The face of Gary, a SEPTA driver, is still scarred from an attack two weeks ago, when he says a teen passenger lashed out.
"He punches me in the face and runs off the bus," Gary told Action News.
Gary says the force of the punch broke his teeth and bloodied his nose and, worse, he never saw it coming.
"It was shocking and it was scary because I was defenseless," he said.
But as seemingly random as Gary's story may sound, SEPTA says it is not rare.
They gave us exclusive video (seen above) of what, they say, are other attacks on drivers.
According to SEPTA executives, there were 18 reported assaults on drivers in all of 2010. So far this year, they say that number is 27.
"So we're on track to have 43, which would double, easily double, the number, so we'd be up over 100 percent from 2010," SEPTA's Chief Surface Transportation Offcier Michael R. Liberi said.
The attacks don't follow a pattern. They are not centered in one section of the city, or committed by any one demographic. But SEPTA says the victims are all drivers, simply trying to do their job, beaten or spit on by passengers for a whole host of reasons.

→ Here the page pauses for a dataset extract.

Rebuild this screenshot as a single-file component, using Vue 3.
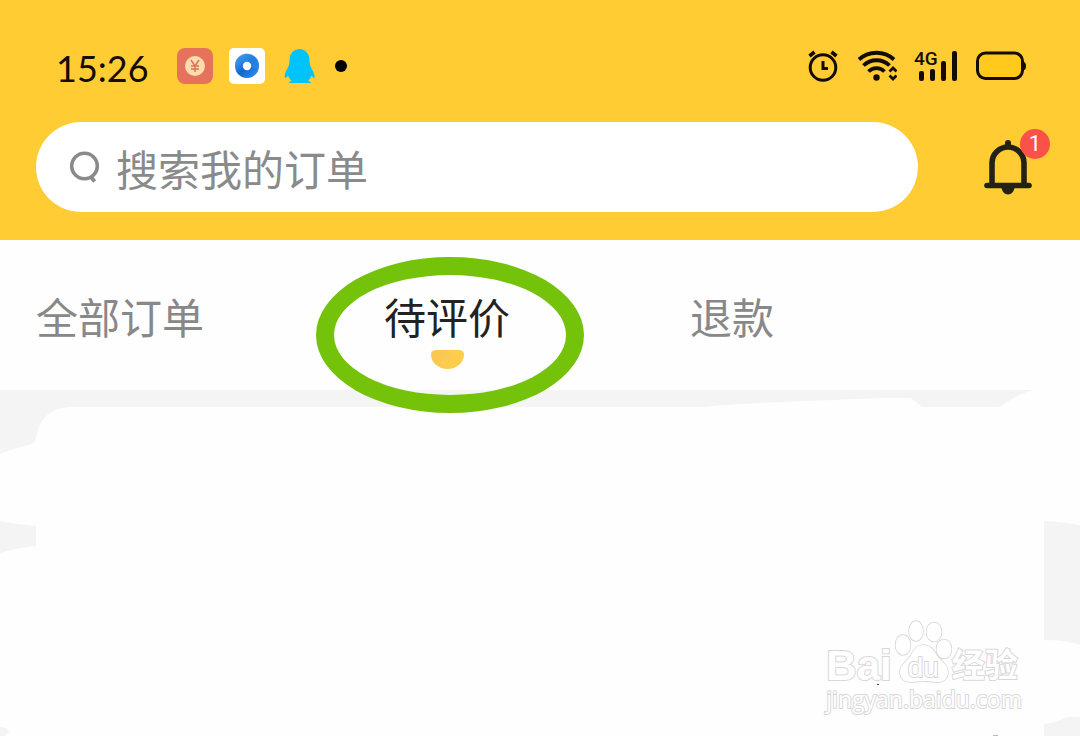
<template>
  <div class="page">
    <header class="header">
      <div class="status-bar">
        <div class="status-left">
          <span class="time">15:26</span>
          <svg class="icon" width="36" height="36" viewBox="0 0 36 36">
            <rect width="36" height="36" rx="8" fill="#e5735b" />
            <circle cx="18" cy="18" r="10" fill="#fbdcae" />
            <path d="M14 12l4 6 4-6M18 18v6M14 18h8M14 21h8" fill="none" stroke="#dc7055" stroke-width="1.4" />
          </svg>
          <svg class="icon" width="36" height="36" viewBox="0 0 36 36">
            <defs>
              <linearGradient id="disc" x1="0" y1="0" x2="1" y2="1">
                <stop offset="0" stop-color="#55b4f8" />
                <stop offset="0.5" stop-color="#1265d2" />
                <stop offset="1" stop-color="#2f97f0" />
              </linearGradient>
            </defs>
            <rect width="36" height="36" rx="5" fill="#fff" />
            <circle cx="18" cy="18" r="12" fill="url(#disc)" />
            <path d="M6 18C8 12 18 14 22 18C26 22 30 20 30 17A12 12 0 0 0 6 18z" fill="#2f8cea" opacity="0.6" />
            <circle cx="18" cy="18" r="4.2" fill="#fff" />
          </svg>
          <svg class="icon" width="38" height="36" viewBox="0 0 38 36">
            <path
              d="M18.500 1C12.500 1 8.500 6 8.500 12C8.500 15 8 18 6.500 20.500C4.500 24 3 27 4 30C5 30.500 6 29 7 27.500C8 30 9 31.500 10.500 33C8.500 33.500 8 34 8 35H30C30 34 29 33.500 27 33C28.500 31.500 29.500 30 30.500 27.500C31.500 29 32.500 30.500 33.500 30C34 27 32.500 24 30.500 20.500C29 18 28.500 15 28.500 12C28.500 6 24.500 1 18.500 1z"
              fill="#00c3fb"
            />
          </svg>
          <span class="dot"></span>
        </div>
        <div class="status-right">
          <svg class="icon" width="32" height="34" viewBox="0 0 32 34" fill="none" stroke="#150c00">
            <circle cx="15" cy="18.500" r="12.800" stroke-width="3" />
            <path d="M15 12v7.500h5" stroke-width="3" />
            <path d="M1.500 7l5-4M23.500 3l5 4" stroke-width="3.600" />
          </svg>
          <svg class="icon" width="40" height="34" viewBox="0 0 40 34" fill="none" stroke="#150c00">
            <path d="M2 10.500c10-9 25-9 35 0" stroke-width="3.800" />
            <path d="M6.500 16.500c7-7 19-7 26 0" stroke-width="3.800" />
            <path d="M11.500 22.500c4.500-4.500 11.500-4.500 16 0" stroke-width="3.800" />
            <circle cx="19.500" cy="28.500" r="3.200" fill="#150c00" stroke="none" />
            <path d="M32.500 22.500l3.500-3.500 3.500 3.500M32.500 26.500l3.500 3.500 3.500-3.500" stroke-width="2.800" />
          </svg>
          <svg class="icon" width="44" height="34" viewBox="0 0 44 34" fill="#150c00">
            <text x="0" y="16" class="network">4G</text>
            <rect x="5" y="22" width="5" height="10" rx="2" />
            <rect x="16" y="20" width="5" height="12" rx="2" />
            <rect x="27" y="12" width="5" height="20" rx="2" />
            <rect x="38" y="2" width="5" height="30" rx="2" />
          </svg>
          <svg class="icon" width="52" height="34" viewBox="0 0 52 34">
            <rect x="2.500" y="4" width="45" height="25.500" rx="8" fill="#ffc91d" stroke="#150c00" stroke-width="3" />
            <path d="M48 12.500q3 .5 3 4.500t-3 4.500z" fill="#150c00" />
          </svg>
        </div>
      </div>
      <div class="search-row">
        <label class="search-box">
          <svg class="icon" width="32" height="36" viewBox="0 0 32 36" fill="none" stroke="#8a8a8a" stroke-width="3.600">
            <circle cx="16.500" cy="17" r="12.800" />
            <path d="M22.500 27.500l4.200 5" />
          </svg>
          <input v-model="keyword" type="text" placeholder="搜索我的订单" aria-label="搜索我的订单" />
        </label>
        <button class="bell" type="button" aria-label="消息">
          <svg width="48" height="56" viewBox="0 0 48 56" fill="none" stroke="#242216" stroke-linecap="round">
            <path d="M8 45V24a16 16 0 0 1 32 0V45" stroke-width="5.600" />
            <path d="M24 4v3" stroke-width="6" />
            <path d="M3 46.500h42" stroke-width="5.600" />
            <path d="M17.500 48h13c0 4-3 7.500-6.500 7.500s-6.500-3.500-6.500-7.500z" fill="#242216" stroke="none" />
          </svg>
          <span class="badge">{{ unread }}</span>
        </button>
      </div>
    </header>

    <nav class="tabs">
      <button
        v-for="tab in tabs"
        :key="tab"
        type="button"
        class="tab"
        :class="{ active: tab === current }"
        @click="current = tab"
      >
        {{ tab }}
      </button>
    </nav>

    <main class="content">
      <svg class="backdrop" viewBox="0 0 1080 346" fill="#f4f4f4">
        <path d="M0 0H1032Q1014 6 999 17H922L911 8H880C810 11 740 13 703 17H68Q40 20 36 48Q36 54 24 56Q10 60 0 64z" />
        <path d="M0 131Q18 135 36 136V156Q16 158 0 163z" />
        <path d="M1044 131Q1064 132 1080 135V255Q1068 250 1044 250z" />
        <path d="M1044 334Q1058 332 1064 328Q1070 326 1080 327V346H1044z" />
        <path d="M0 337Q7 337 9 342L5 346H0z" />
        <rect x="877" y="294" width="2" height="1" fill="#333" />
        <rect x="993" y="345" width="5" height="1" fill="#bbb" />
      </svg>
      <div class="watermark">
        <div class="brand">
          <span class="bai">Bai</span>
          <span class="paw">
            <svg width="60" height="66" viewBox="0 0 60 66" fill="#fff" stroke="#d4d4d4" stroke-width="1.500">
              <ellipse cx="11" cy="25" rx="7.500" ry="10" />
              <ellipse cx="24" cy="11" rx="7" ry="10" />
              <ellipse cx="42" cy="12" rx="7.500" ry="9.500" />
              <ellipse cx="52" cy="29" rx="7.500" ry="9.500" />
              <path d="M31 25c7 0 10 4 13 9 4 7 12 10 12 18 0 7-5 10-10 10-6 0-9-1-14-1s-8 1-13 1c-6 0-11-3-11-10 0-8 8-11 11-17 3-6 6-10 12-10z" />
            </svg>
            <span class="du">du</span>
          </span>
          <span class="jingyan">经验</span>
        </div>
        <div class="site">jingyan.baidu.com</div>
      </div>
    </main>
  </div>
</template>

<script setup>
import { ref } from 'vue'

const tabs = ['全部订单', '待评价', '退款']
const current = ref('待评价')
const keyword = ref('')
const unread = ref(1)
</script>

<style>
body {
  margin: 0;
  background: #fefefe;
}
</style>

<style scoped>
.page {
  font-family: "Liberation Sans", "Noto Sans CJK SC", sans-serif;
  background: #fefefe;
  overflow: hidden;
}

.header {
  background: #ffcc33;
  padding-bottom: 28px;
}

.icon {
  display: block;
  flex: none;
}

.status-bar {
  display: flex;
  justify-content: space-between;
  align-items: center;
  height: 44px;
  padding: 44px 53px 34px 56px;
}

.status-left,
.status-right {
  display: flex;
  align-items: center;
}

.status-left {
  gap: 16px;
}

.status-right {
  gap: 17px;
}

.time {
  width: 105px;
  padding-top: 4px;
  font-family: Lato, sans-serif;
  font-size: 36px;
  line-height: 40px;
  color: #150c00;
}

.dot {
  width: 12px;
  height: 12px;
  border-radius: 50%;
  background: #000;
}

.network {
  font-family: Roboto, sans-serif;
  font-size: 19px;
  font-weight: 500;
}

.search-row {
  display: flex;
  align-items: center;
  gap: 66px;
  padding: 0 48px 0 36px;
}

.search-box {
  flex: 1;
  display: flex;
  align-items: center;
  gap: 16px;
  height: 90px;
  padding: 0 32px;
  box-sizing: border-box;
  border-radius: 45px;
  background: #fff;
}

.search-box input {
  flex: 1;
  min-width: 0;
  height: 64px;
  padding: 0;
  border: none;
  outline: none;
  background: transparent;
  font-family: "Noto Sans CJK SC", sans-serif;
  font-size: 42px;
  color: #333;
}

.search-box input::placeholder {
  color: #8a8a8a;
  opacity: 1;
}

.bell {
  position: relative;
  width: 48px;
  height: 56px;
  padding: 0;
  border: none;
  background: none;
}

.bell svg {
  display: block;
}

.badge {
  position: absolute;
  top: -10px;
  right: -18px;
  width: 30px;
  height: 30px;
  border-radius: 50%;
  background: #fa5148;
  color: #fff;
  font-family: Roboto, sans-serif;
  font-size: 22px;
  line-height: 30px;
  text-align: center;
}

.tabs {
  display: flex;
  gap: 180px;
  height: 150px;
  padding: 0 36px;
}

.tab {
  position: relative;
  height: 150px;
  padding: 44px 0 42px;
  border: none;
  background: none;
  font-family: "Noto Sans CJK SC", sans-serif;
  font-size: 42px;
  line-height: 64px;
  color: #888;
  white-space: nowrap;
}

.tab.active {
  color: #222;
}

.tab.active::before {
  content: '';
  position: absolute;
  left: 47px;
  top: 110px;
  width: 33px;
  height: 19px;
  border-radius: 5px 5px 17px 17px / 4px 4px 15px 15px;
  background: linear-gradient(120deg, #f8c656, #ffd047);
}

/* hand-drawn ring around the current tab */
.tab.active::after {
  content: '';
  position: absolute;
  z-index: 1;
  left: -68px;
  top: 17px;
  width: 268px;
  height: 156px;
  box-sizing: border-box;
  border: 18px solid #75c20b;
  border-radius: 50%;
}

.content {
  position: relative;
}

.backdrop {
  display: block;
  width: 100%;
}

.watermark {
  position: absolute;
  right: 58px;
  bottom: 24px;
  color: #fff;
  -webkit-text-stroke: 2px #d8d8d8;
  paint-order: stroke fill;
}

.brand {
  display: flex;
  align-items: flex-end;
  height: 66px;
}

.bai {
  font-size: 42px;
  font-weight: bold;
  line-height: 40px;
}

.paw {
  position: relative;
  height: 66px;
}

.paw svg {
  display: block;
}

.du {
  position: absolute;
  left: 16px;
  top: 32px;
  font-size: 28px;
  line-height: 32px;
}

.jingyan {
  font-family: "Noto Sans CJK SC", sans-serif;
  font-size: 33px;
  font-weight: bold;
  line-height: 46px;
}

.site {
  font-family: "Open Sans", sans-serif;
  font-size: 23px;
  line-height: 26px;
}
</style>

"They see an easy victim in a bus operator or a trolley operator," TWU Local 234 President John Johnson Jr. said.
Johnson is head of the SEPTA drivers' union and he, too, says he was the victim of an attack a just a few years ago.
"I felt the gun in the back of my head and I was like 'am I going to die today?'" Johnson said.
The prevalence of attacks has led SEPTA to begin installing cameras on board its buses and trolleys. Of 1,200 buses in the fleet, 500 are now equipped with several cameras each, with more and more being installed each day. The idea is to make potential criminals think twice.
"I would like to say that the numbers reflect that, unfortunately, they don't," Liberi said.
So now SEPTA officials are taking the next step, urging Pennsylvania state lawmakers to pass a bill adding transit employees to a list of protected public workers. If it's passes, those who harm them would face a minimum 5 years behind bars. That, they hope, will do what some cameras have so far not been able.
Until then, SEPTA has this plea - that to attack a driver is to put everyone else in danger.
"If an operator gets assaulted while they're operating a bus that becomes a loaded bullet," Johnson said.
Gary says he spotted his alleged attacker four days later. The boy, 17, was caught and arrested.
Police hope that if the cameras don't serve as a deterrent, they can at least help capture the suspects.